Response: Registrant confirms that fees waived by the Adviser are subject to recoupment. The disclosure will be amended consistent with the Staff's comment, beginning with the October 31, 2017 semi-annual report to shareholders to be filed on Form N-CSRS.

Comment 12: With respect to the Auxier Focus Fund, please confirm that fees waived are subject to recoupment (see note 5). If so, please add disclosure concerning the terms and amounts of such recoupment going forward.

Response: Registrant confirms that fees waived by the Adviser are subject to recoupment.
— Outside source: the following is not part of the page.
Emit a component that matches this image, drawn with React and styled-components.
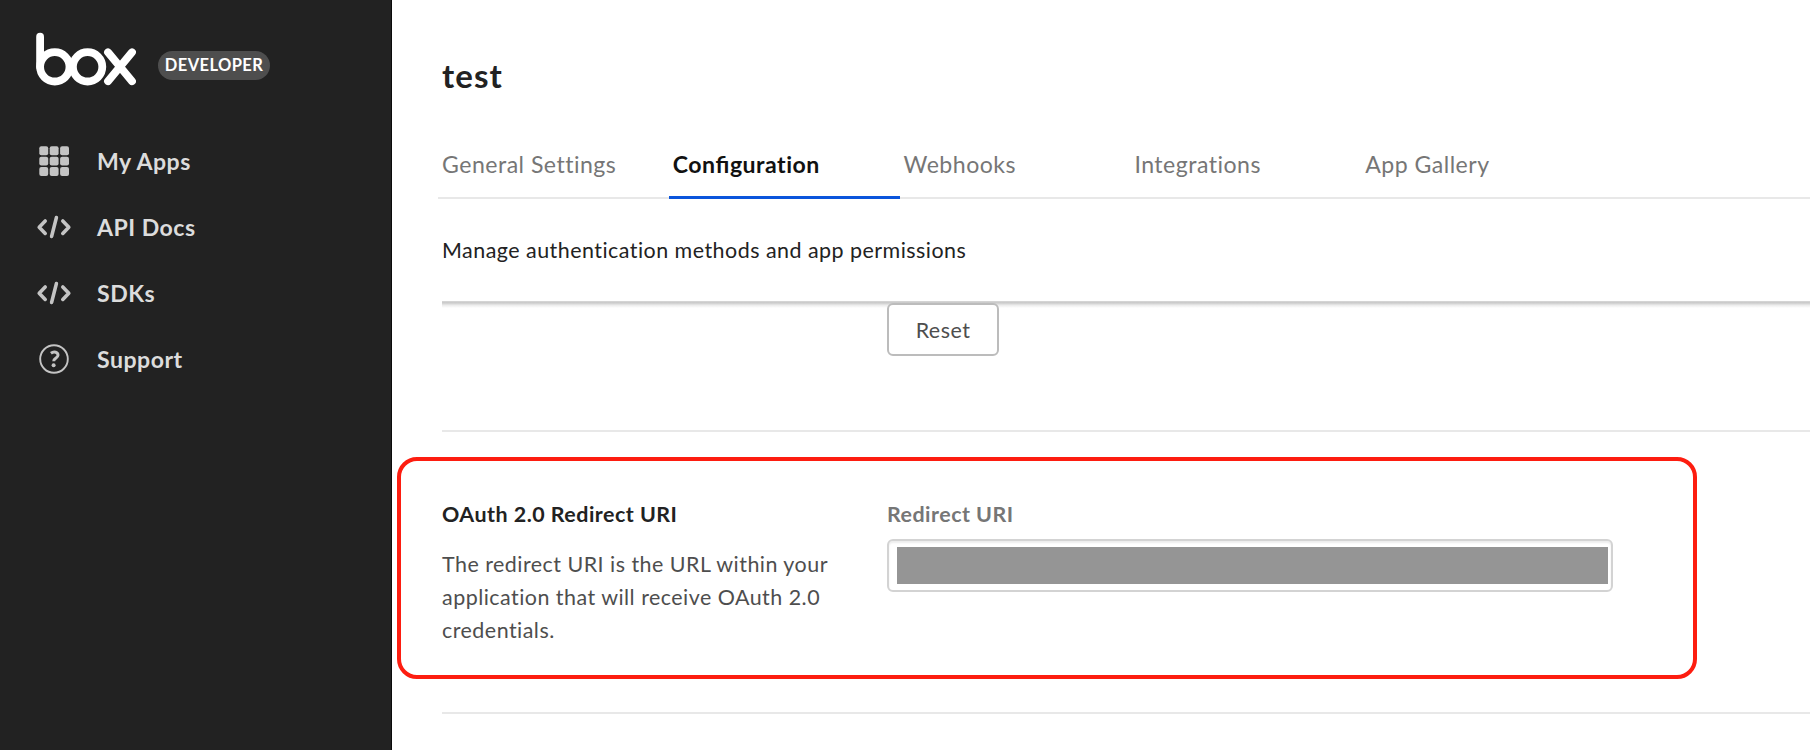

The disclosure will be amended consistent with the Staff's comment, beginning with the December 31, 2017 semi-annual report to shareholders to be filed on Form N-CSRS.

Comment 13: With respect to the DF Dent Growth Funds, there are a few large percentages of management ownership of the funds, as seen in the Management Summary. Please explain how this is addressed in the principal risks of investing in the Funds, e.g., to the extent that there is any shareholder concentration risk or large shareholder redemption risk.

Response: Registrant intends to include appropriate risk disclosures in the Funds' prospectus going forward, effective as of the next annual registration statement update, in order to address the risks of investing in the Funds resulting from the large percentages of management ownership in the Funds.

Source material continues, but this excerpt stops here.